Wednesday, 5 March 2008

Simple midi interface from Linux

I wanted to connect my electric piano (a Roland RD700) to my laptop so that when playing live, I can quickly and simply change sound settings to my favourite sounds without having to click lots of pluses and minuses on the piano itself.
I found an M-Audio Midisport Uno interface which is USB on one end and 2 midi connectors on the other - one in, one out.
I rather foolishly didn't check out the linux driver issue beforehand but was pleased to find out that the interface was theoretically supported on Linux with a third-party sound driver in OSS. I rather impulsively installed OSS and needless to say, it totally shafted my working alsa system and stopped other things working.
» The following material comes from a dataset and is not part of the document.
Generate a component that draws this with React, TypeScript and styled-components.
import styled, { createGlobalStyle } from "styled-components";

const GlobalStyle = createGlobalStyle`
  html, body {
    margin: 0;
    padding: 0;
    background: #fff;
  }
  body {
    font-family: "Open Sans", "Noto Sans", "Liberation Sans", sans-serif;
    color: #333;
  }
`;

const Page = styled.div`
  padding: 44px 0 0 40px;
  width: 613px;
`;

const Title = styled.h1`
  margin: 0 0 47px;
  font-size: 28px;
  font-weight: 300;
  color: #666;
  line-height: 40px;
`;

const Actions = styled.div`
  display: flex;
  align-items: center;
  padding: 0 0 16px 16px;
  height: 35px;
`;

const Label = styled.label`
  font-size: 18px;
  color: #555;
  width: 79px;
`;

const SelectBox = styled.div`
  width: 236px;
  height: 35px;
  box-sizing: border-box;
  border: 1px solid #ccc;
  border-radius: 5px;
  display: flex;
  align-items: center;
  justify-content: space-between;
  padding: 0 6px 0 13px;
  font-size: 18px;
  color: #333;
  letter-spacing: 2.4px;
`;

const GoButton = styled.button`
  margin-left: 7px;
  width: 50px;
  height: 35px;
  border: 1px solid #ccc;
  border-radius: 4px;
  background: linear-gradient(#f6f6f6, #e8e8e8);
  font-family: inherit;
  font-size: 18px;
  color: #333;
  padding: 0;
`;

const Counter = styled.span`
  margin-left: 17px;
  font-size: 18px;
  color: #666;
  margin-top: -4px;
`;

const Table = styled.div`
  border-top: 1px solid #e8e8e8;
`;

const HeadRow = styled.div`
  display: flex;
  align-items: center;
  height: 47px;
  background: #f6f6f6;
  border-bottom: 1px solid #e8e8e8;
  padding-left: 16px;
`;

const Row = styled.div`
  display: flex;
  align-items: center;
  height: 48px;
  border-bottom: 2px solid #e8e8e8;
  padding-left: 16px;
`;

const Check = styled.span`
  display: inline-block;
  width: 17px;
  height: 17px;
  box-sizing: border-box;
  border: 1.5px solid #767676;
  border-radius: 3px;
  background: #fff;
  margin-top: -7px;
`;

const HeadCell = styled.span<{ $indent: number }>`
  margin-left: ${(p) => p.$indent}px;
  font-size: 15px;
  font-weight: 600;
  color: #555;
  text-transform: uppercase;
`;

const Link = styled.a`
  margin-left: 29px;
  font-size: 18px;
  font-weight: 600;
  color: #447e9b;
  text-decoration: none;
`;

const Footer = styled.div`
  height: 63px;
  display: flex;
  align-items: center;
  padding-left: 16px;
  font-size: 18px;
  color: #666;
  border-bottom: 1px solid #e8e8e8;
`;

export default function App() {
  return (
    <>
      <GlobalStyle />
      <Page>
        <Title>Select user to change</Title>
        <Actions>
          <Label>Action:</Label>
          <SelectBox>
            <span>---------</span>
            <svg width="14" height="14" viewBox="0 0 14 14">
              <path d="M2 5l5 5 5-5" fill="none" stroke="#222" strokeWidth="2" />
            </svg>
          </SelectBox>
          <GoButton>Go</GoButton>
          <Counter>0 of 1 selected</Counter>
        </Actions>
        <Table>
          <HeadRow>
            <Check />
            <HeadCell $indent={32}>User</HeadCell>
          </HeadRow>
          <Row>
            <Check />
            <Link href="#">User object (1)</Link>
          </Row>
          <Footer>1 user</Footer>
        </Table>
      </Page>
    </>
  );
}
Eventually for this and other reasons, I reinstalled Kubuntu 7.10 and read an article about installing midi support.
It seems that all I needed to do was "sudo apt-get install midisport-firmware" which brought in the drivers and fxload which is a USB firmware loader and then simply plugged in my interface. It now appears in my midi hardware list so although I haven't tried it yet, it appears to have worked fine.
On another note, check out Rosegarden. It is a sequencer and has incredible midi and notation support. It enables banks of sounds to be set up in profiles so that you can choose exactly what sound on your sound module (or keyboard) to use for each track. There are lots built in but it probably won't take much to tailor one for your keyboard if it isn't present.
Peace!

Ripping in flac - the way ahead!!

After reading a post about which format to rip into, I decided that the best thing to do was to rip all audio to flac format. This is lossless which means you don't lose the (theoretically) unimportant parts of the sound that you do with lossy compression such as mp3, wma, m4a etc. Of course this means that the resulting files are much larger - about 20-30Mb each but the advantage is that you will never have to re-rip when a better format comes out in the future (if it does at all), you can simply convert your flac files to the new format which will result in exactly the same quality as if they were ripped from CD but much, much quicker because they are on a hard disk rather than loads of CDs.
Since hard disks are cheap now, unless you have millions of CDs, they will only take up a few 10s of Gb of space and save the re-ripping.
My plan is to put them on a server in my house and use the full quality files for playing in the house and then convert them to m4a format for my mp3 player and laptop.
By the way, KAudioCreator will not rip to flac straight out of the box even though it is theoretically set up to do so. You need to install the flac encoder which you can get simply with the command line: "sudo apt-get install flac" If you don't have it installed, when you select flac, it will start ripping and then fail when it tries to encode the file.